| Task brief |
Pick out each line below containing "styles".

[Part of a data file]
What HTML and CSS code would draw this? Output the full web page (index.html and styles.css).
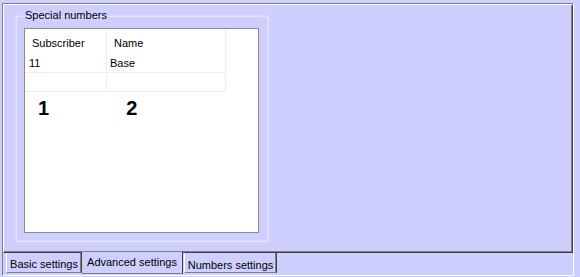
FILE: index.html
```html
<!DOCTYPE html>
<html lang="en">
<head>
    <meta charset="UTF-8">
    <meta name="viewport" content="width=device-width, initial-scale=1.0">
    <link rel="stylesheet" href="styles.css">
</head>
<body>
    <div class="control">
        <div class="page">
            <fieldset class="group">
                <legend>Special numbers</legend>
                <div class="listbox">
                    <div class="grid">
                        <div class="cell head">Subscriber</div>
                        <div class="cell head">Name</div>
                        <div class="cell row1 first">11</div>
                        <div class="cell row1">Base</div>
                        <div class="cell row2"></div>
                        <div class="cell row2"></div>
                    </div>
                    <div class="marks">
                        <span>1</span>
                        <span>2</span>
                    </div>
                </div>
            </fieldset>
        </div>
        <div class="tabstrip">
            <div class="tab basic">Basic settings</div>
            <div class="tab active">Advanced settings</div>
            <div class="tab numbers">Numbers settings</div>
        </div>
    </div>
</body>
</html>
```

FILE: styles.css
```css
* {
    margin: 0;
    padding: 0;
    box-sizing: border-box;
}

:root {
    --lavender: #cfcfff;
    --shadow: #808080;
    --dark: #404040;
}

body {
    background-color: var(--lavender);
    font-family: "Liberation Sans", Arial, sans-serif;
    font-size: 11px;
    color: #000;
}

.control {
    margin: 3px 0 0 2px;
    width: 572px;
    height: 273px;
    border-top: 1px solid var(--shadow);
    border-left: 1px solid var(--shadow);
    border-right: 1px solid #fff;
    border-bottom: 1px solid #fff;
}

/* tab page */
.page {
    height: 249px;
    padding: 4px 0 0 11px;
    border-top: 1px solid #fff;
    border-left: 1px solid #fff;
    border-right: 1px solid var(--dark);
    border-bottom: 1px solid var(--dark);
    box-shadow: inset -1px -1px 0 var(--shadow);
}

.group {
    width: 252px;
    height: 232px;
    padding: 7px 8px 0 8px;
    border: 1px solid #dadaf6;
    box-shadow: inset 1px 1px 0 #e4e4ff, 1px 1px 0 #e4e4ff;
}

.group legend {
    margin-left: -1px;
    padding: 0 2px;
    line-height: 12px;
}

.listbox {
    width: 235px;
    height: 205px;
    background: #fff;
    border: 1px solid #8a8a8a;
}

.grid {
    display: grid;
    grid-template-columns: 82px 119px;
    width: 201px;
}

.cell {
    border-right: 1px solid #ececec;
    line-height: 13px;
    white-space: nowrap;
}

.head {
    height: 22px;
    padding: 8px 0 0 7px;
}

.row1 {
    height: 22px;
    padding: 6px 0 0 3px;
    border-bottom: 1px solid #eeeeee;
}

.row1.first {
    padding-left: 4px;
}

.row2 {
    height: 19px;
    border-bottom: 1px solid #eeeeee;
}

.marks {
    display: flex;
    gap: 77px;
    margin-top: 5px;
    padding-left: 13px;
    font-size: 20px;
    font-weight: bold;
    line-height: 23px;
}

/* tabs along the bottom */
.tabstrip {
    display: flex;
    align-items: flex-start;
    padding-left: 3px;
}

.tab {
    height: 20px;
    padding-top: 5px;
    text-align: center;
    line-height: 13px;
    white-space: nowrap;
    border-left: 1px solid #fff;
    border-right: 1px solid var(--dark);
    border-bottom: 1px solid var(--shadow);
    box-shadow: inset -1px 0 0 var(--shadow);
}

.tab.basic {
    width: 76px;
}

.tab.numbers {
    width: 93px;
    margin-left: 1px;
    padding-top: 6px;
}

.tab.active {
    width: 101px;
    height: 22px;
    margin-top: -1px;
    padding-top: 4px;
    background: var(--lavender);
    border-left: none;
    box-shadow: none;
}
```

--

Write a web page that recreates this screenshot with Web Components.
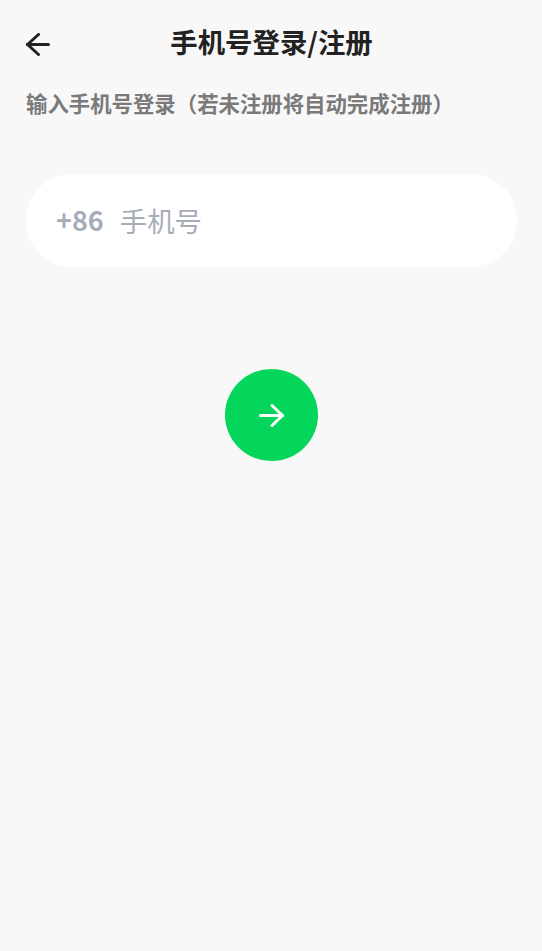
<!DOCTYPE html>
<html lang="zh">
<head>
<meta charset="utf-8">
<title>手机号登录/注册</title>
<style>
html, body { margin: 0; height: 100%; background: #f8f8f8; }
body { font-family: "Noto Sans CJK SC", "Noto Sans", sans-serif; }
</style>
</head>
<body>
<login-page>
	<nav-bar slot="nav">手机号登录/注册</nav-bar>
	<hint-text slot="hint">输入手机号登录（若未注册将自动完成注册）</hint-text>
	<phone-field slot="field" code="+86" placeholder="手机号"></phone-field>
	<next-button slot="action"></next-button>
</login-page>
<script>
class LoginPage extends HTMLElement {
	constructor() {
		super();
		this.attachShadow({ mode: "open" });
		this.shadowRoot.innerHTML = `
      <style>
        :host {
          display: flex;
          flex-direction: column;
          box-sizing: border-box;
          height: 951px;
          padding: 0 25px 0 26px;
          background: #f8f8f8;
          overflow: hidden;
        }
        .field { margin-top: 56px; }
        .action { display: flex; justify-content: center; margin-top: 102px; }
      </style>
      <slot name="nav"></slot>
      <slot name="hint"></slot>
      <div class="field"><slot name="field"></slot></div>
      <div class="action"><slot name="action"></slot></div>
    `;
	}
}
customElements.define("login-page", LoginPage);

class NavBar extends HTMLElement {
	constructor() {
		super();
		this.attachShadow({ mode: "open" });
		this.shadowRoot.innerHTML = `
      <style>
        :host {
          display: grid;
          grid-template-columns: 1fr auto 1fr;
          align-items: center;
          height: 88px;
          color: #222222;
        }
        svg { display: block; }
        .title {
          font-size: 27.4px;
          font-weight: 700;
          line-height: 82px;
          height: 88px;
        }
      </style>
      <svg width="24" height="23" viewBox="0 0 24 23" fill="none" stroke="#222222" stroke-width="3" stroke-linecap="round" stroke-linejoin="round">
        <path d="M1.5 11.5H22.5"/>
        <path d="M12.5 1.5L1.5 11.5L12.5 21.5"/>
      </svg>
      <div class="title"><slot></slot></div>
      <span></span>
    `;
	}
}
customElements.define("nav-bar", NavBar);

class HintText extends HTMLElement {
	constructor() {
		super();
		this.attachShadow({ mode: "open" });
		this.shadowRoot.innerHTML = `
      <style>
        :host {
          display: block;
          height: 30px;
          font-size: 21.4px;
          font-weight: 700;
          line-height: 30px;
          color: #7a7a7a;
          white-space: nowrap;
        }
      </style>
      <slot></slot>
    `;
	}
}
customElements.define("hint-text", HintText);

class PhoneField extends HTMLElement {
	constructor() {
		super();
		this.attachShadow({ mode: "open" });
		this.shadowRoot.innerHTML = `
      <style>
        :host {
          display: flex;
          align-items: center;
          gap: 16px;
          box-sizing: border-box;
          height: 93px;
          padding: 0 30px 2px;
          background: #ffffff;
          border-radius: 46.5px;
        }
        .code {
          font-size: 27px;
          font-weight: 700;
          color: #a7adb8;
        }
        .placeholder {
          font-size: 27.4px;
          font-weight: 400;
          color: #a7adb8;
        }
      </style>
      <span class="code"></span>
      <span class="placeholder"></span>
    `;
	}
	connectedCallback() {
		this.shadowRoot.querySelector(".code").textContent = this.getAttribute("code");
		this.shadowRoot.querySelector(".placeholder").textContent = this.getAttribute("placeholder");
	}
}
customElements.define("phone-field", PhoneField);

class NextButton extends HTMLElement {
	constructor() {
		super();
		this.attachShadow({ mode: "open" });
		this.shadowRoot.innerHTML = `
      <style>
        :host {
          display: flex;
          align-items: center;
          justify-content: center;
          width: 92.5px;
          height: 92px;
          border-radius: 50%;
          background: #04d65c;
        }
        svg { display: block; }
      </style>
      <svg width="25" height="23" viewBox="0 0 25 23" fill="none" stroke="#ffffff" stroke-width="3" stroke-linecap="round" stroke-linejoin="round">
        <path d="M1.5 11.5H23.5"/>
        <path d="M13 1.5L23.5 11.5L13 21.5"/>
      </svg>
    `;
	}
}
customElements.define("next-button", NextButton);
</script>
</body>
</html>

--

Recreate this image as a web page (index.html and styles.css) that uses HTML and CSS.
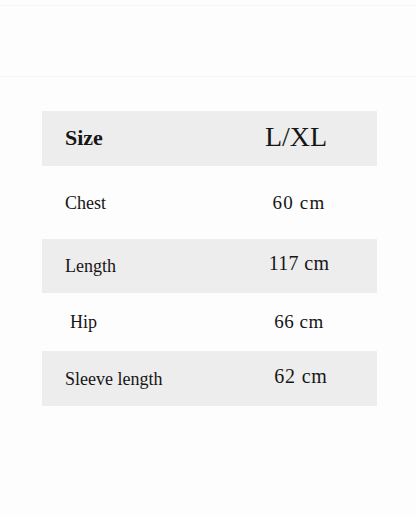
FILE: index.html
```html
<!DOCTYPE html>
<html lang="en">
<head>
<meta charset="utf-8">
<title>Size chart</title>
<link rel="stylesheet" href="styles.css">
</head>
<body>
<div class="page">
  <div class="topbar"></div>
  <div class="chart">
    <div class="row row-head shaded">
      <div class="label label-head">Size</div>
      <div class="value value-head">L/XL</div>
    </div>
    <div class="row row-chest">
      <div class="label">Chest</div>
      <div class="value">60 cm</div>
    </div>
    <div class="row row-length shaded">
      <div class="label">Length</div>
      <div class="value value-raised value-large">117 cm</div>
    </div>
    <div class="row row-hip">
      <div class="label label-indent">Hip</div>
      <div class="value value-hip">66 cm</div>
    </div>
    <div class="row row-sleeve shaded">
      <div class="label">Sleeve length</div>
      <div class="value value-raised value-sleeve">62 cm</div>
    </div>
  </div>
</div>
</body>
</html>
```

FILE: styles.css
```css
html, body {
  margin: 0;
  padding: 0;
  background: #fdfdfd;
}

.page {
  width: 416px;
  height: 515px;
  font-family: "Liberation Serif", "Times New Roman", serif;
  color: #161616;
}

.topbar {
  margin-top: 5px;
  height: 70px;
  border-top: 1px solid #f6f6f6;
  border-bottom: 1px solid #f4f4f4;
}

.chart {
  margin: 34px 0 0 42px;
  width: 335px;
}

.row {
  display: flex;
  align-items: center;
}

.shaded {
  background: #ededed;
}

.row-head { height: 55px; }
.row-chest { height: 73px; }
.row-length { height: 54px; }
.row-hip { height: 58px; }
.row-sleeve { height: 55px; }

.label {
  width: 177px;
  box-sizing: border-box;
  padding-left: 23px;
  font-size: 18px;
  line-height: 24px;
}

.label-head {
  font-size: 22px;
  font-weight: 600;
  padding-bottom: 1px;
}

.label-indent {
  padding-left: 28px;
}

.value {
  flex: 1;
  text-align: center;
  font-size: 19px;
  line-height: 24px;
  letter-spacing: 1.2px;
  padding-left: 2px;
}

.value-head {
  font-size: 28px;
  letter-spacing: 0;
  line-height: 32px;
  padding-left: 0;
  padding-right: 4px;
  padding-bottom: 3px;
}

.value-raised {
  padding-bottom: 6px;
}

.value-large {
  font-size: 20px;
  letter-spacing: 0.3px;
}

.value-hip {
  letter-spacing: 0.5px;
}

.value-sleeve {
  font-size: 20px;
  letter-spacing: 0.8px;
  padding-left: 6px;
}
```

| Final answer |
What HTML and CSS code would draw this? Output the full web page (index.html and styles.css).
    <link rel="stylesheet" href="styles.css">
FILE: styles.css
Recreate this image as a web page (index.html and styles.css) that uses HTML and CSS.
<link rel="stylesheet" href="styles.css">
FILE: styles.css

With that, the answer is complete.